[Collected data]:
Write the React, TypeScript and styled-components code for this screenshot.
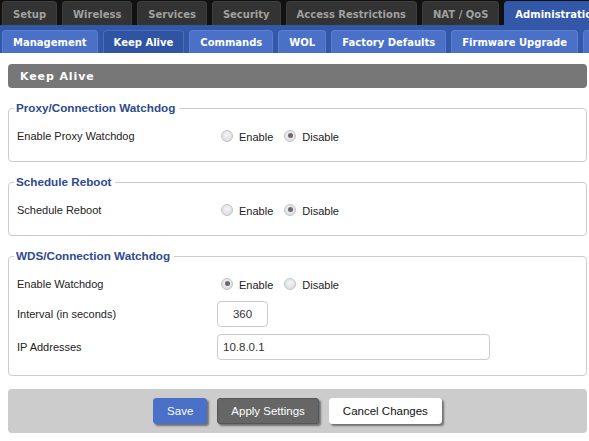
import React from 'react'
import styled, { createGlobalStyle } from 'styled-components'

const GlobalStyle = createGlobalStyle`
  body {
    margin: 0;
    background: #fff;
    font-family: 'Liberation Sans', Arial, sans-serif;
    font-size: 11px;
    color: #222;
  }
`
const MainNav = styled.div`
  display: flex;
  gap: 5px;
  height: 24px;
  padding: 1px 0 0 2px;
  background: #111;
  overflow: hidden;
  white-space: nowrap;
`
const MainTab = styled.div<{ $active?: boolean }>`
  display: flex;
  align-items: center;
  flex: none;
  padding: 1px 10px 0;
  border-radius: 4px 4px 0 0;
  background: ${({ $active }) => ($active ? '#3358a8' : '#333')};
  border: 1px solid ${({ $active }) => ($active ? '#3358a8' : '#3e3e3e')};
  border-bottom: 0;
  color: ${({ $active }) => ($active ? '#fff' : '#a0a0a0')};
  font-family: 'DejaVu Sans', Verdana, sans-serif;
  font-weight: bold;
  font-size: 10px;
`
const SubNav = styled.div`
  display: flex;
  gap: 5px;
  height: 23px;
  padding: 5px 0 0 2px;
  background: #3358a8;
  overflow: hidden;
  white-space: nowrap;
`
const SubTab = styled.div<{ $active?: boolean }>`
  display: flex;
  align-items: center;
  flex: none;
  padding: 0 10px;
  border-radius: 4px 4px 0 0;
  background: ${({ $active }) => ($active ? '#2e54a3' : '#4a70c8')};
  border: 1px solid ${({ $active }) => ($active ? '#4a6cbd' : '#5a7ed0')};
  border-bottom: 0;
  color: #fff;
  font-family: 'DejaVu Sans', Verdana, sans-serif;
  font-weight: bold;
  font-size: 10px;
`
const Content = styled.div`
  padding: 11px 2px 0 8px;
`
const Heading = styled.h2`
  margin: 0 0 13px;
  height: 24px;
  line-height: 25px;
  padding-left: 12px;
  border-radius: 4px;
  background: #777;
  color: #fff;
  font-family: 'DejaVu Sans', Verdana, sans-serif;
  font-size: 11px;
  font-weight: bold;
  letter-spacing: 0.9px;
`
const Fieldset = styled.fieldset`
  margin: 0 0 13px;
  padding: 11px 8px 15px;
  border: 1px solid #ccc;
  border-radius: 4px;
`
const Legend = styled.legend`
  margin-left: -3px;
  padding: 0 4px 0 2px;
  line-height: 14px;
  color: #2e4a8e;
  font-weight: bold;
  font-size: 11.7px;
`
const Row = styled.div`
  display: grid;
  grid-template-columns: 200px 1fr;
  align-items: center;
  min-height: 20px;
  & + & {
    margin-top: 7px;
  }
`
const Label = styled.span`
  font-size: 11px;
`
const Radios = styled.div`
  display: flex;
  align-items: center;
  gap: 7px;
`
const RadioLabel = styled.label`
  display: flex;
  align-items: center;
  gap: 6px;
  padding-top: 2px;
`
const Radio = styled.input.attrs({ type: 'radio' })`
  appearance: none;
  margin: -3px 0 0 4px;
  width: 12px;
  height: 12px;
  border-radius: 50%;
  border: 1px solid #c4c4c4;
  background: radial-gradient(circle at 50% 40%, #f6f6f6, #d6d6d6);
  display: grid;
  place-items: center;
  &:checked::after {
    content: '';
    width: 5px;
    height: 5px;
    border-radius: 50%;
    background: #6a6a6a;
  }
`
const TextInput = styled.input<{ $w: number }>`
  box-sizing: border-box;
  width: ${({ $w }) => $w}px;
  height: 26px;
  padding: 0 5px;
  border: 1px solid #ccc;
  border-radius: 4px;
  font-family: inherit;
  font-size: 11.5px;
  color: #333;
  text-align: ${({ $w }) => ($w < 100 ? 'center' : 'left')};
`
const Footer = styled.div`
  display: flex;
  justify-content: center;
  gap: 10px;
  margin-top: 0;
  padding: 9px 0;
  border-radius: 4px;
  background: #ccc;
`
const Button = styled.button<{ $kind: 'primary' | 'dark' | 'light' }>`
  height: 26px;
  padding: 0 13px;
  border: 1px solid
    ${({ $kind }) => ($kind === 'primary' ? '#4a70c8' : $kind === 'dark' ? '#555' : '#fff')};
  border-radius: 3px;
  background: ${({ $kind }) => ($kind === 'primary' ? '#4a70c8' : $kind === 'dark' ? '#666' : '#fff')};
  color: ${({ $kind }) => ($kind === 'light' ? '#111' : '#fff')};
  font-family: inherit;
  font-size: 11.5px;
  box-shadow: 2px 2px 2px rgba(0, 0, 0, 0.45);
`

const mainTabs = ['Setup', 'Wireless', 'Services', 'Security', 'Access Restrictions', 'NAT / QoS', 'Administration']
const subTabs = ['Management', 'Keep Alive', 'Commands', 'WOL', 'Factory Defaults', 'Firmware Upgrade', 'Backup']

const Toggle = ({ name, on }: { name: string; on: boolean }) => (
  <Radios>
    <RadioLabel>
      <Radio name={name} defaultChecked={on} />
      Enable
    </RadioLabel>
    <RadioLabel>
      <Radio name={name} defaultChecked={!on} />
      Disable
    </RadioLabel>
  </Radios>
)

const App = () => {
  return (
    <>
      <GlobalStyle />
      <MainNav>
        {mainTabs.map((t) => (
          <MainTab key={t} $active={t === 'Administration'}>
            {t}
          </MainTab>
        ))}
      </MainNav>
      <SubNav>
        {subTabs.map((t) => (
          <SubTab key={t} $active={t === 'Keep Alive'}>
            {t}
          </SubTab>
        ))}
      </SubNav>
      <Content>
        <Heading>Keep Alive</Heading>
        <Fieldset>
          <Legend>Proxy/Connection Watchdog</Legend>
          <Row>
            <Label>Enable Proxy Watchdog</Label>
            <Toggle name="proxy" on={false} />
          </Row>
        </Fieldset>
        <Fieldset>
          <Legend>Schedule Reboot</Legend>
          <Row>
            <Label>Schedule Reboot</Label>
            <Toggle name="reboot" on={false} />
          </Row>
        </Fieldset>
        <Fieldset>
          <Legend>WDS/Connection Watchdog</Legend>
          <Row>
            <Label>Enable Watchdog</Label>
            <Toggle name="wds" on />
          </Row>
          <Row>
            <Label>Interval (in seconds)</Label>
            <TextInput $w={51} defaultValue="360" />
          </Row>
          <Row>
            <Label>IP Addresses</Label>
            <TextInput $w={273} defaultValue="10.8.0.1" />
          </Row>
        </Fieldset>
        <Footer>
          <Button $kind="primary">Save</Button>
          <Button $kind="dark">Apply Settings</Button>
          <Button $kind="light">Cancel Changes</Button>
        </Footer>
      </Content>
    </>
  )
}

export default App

[Exercise directions]: Your copy of the data should match it exactly, except that pictures are left out.

[Output below]:
Write the React, TypeScript and styled-components code for this screenshot.
import React from 'react'
import styled, { createGlobalStyle } from 'styled-components'

const GlobalStyle = createGlobalStyle`
  body {
    margin: 0;
    background: #fff;
    font-family: 'Liberation Sans', Arial, sans-serif;
    font-size: 11px;
    color: #222;
  }
`
const MainNav = styled.div`
  display: flex;
  gap: 5px;
  height: 24px;
  padding: 1px 0 0 2px;
  background: #111;
  overflow: hidden;
  white-space: nowrap;
`
const MainTab = styled.div<{ $active?: boolean }>`
  display: flex;
  align-items: center;
  flex: none;
  padding: 1px 10px 0;
  border-radius: 4px 4px 0 0;
  background: ${({ $active }) => ($active ? '#3358a8' : '#333')};
  border: 1px solid ${({ $active }) => ($active ? '#3358a8' : '#3e3e3e')};
  border-bottom: 0;
  color: ${({ $active }) => ($active ? '#fff' : '#a0a0a0')};
  font-family: 'DejaVu Sans', Verdana, sans-serif;
  font-weight: bold;
  font-size: 10px;
`
const SubNav = styled.div`
  display: flex;
  gap: 5px;
  height: 23px;
  padding: 5px 0 0 2px;
  background: #3358a8;
  overflow: hidden;
  white-space: nowrap;
`
const SubTab = styled.div<{ $active?: boolean }>`
  display: flex;
  align-items: center;
  flex: none;
  padding: 0 10px;
  border-radius: 4px 4px 0 0;
  background: ${({ $active }) => ($active ? '#2e54a3' : '#4a70c8')};
  border: 1px solid ${({ $active }) => ($active ? '#4a6cbd' : '#5a7ed0')};
  border-bottom: 0;
  color: #fff;
  font-family: 'DejaVu Sans', Verdana, sans-serif;
  font-weight: bold;
  font-size: 10px;
`
const Content = styled.div`
  padding: 11px 2px 0 8px;
`
const Heading = styled.h2`
  margin: 0 0 13px;
  height: 24px;
  line-height: 25px;
  padding-left: 12px;
  border-radius: 4px;
  background: #777;
  color: #fff;
  font-family: 'DejaVu Sans', Verdana, sans-serif;
  font-size: 11px;
  font-weight: bold;
  letter-spacing: 0.9px;
`
const Fieldset = styled.fieldset`
  margin: 0 0 13px;
  padding: 11px 8px 15px;
  border: 1px solid #ccc;
  border-radius: 4px;
`
const Legend = styled.legend`
  margin-left: -3px;
  padding: 0 4px 0 2px;
  line-height: 14px;
  color: #2e4a8e;
  font-weight: bold;
  font-size: 11.7px;
`
const Row = styled.div`
  display: grid;
  grid-template-columns: 200px 1fr;
  align-items: center;
  min-height: 20px;
  & + & {
    margin-top: 7px;
  }
`
const Label = styled.span`
  font-size: 11px;
`
const Radios = styled.div`
  display: flex;
  align-items: center;
  gap: 7px;
`
const RadioLabel = styled.label`
  display: flex;
  align-items: center;
  gap: 6px;
  padding-top: 2px;
`
const Radio = styled.input.attrs({ type: 'radio' })`
  appearance: none;
  margin: -3px 0 0 4px;
  width: 12px;
  height: 12px;
  border-radius: 50%;
  border: 1px solid #c4c4c4;
  background: radial-gradient(circle at 50% 40%, #f6f6f6, #d6d6d6);
  display: grid;
  place-items: center;
  &:checked::after {
    content: '';
    width: 5px;
    height: 5px;
    border-radius: 50%;
    background: #6a6a6a;
  }
`
const TextInput = styled.input<{ $w: number }>`
  box-sizing: border-box;
  width: ${({ $w }) => $w}px;
  height: 26px;
  padding: 0 5px;
  border: 1px solid #ccc;
  border-radius: 4px;
  font-family: inherit;
  font-size: 11.5px;
  color: #333;
  text-align: ${({ $w }) => ($w < 100 ? 'center' : 'left')};
`
const Footer = styled.div`
  display: flex;
  justify-content: center;
  gap: 10px;
  margin-top: 0;
  padding: 9px 0;
  border-radius: 4px;
  background: #ccc;
`
const Button = styled.button<{ $kind: 'primary' | 'dark' | 'light' }>`
  height: 26px;
  padding: 0 13px;
  border: 1px solid
    ${({ $kind }) => ($kind === 'primary' ? '#4a70c8' : $kind === 'dark' ? '#555' : '#fff')};
  border-radius: 3px;
  background: ${({ $kind }) => ($kind === 'primary' ? '#4a70c8' : $kind === 'dark' ? '#666' : '#fff')};
  color: ${({ $kind }) => ($kind === 'light' ? '#111' : '#fff')};
  font-family: inherit;
  font-size: 11.5px;
  box-shadow: 2px 2px 2px rgba(0, 0, 0, 0.45);
`

const mainTabs = ['Setup', 'Wireless', 'Services', 'Security', 'Access Restrictions', 'NAT / QoS', 'Administration']
const subTabs = ['Management', 'Keep Alive', 'Commands', 'WOL', 'Factory Defaults', 'Firmware Upgrade', 'Backup']

const Toggle = ({ name, on }: { name: string; on: boolean }) => (
  <Radios>
    <RadioLabel>
      <Radio name={name} defaultChecked={on} />
      Enable
    </RadioLabel>
    <RadioLabel>
      <Radio name={name} defaultChecked={!on} />
      Disable
    </RadioLabel>
  </Radios>
)

const App = () => {
  return (
    <>
      <GlobalStyle />
      <MainNav>
        {mainTabs.map((t) => (
          <MainTab key={t} $active={t === 'Administration'}>
            {t}
          </MainTab>
        ))}
      </MainNav>
      <SubNav>
        {subTabs.map((t) => (
          <SubTab key={t} $active={t === 'Keep Alive'}>
            {t}
          </SubTab>
        ))}
      </SubNav>
      <Content>
        <Heading>Keep Alive</Heading>
        <Fieldset>
          <Legend>Proxy/Connection Watchdog</Legend>
          <Row>
            <Label>Enable Proxy Watchdog</Label>
            <Toggle name="proxy" on={false} />
          </Row>
        </Fieldset>
        <Fieldset>
          <Legend>Schedule Reboot</Legend>
          <Row>
            <Label>Schedule Reboot</Label>
            <Toggle name="reboot" on={false} />
          </Row>
        </Fieldset>
        <Fieldset>
          <Legend>WDS/Connection Watchdog</Legend>
          <Row>
            <Label>Enable Watchdog</Label>
            <Toggle name="wds" on />
          </Row>
          <Row>
            <Label>Interval (in seconds)</Label>
            <TextInput $w={51} defaultValue="360" />
          </Row>
          <Row>
            <Label>IP Addresses</Label>
            <TextInput $w={273} defaultValue="10.8.0.1" />
          </Row>
        </Fieldset>
        <Footer>
          <Button $kind="primary">Save</Button>
          <Button $kind="dark">Apply Settings</Button>
          <Button $kind="light">Cancel Changes</Button>
        </Footer>
      </Content>
    </>
  )
}

export default App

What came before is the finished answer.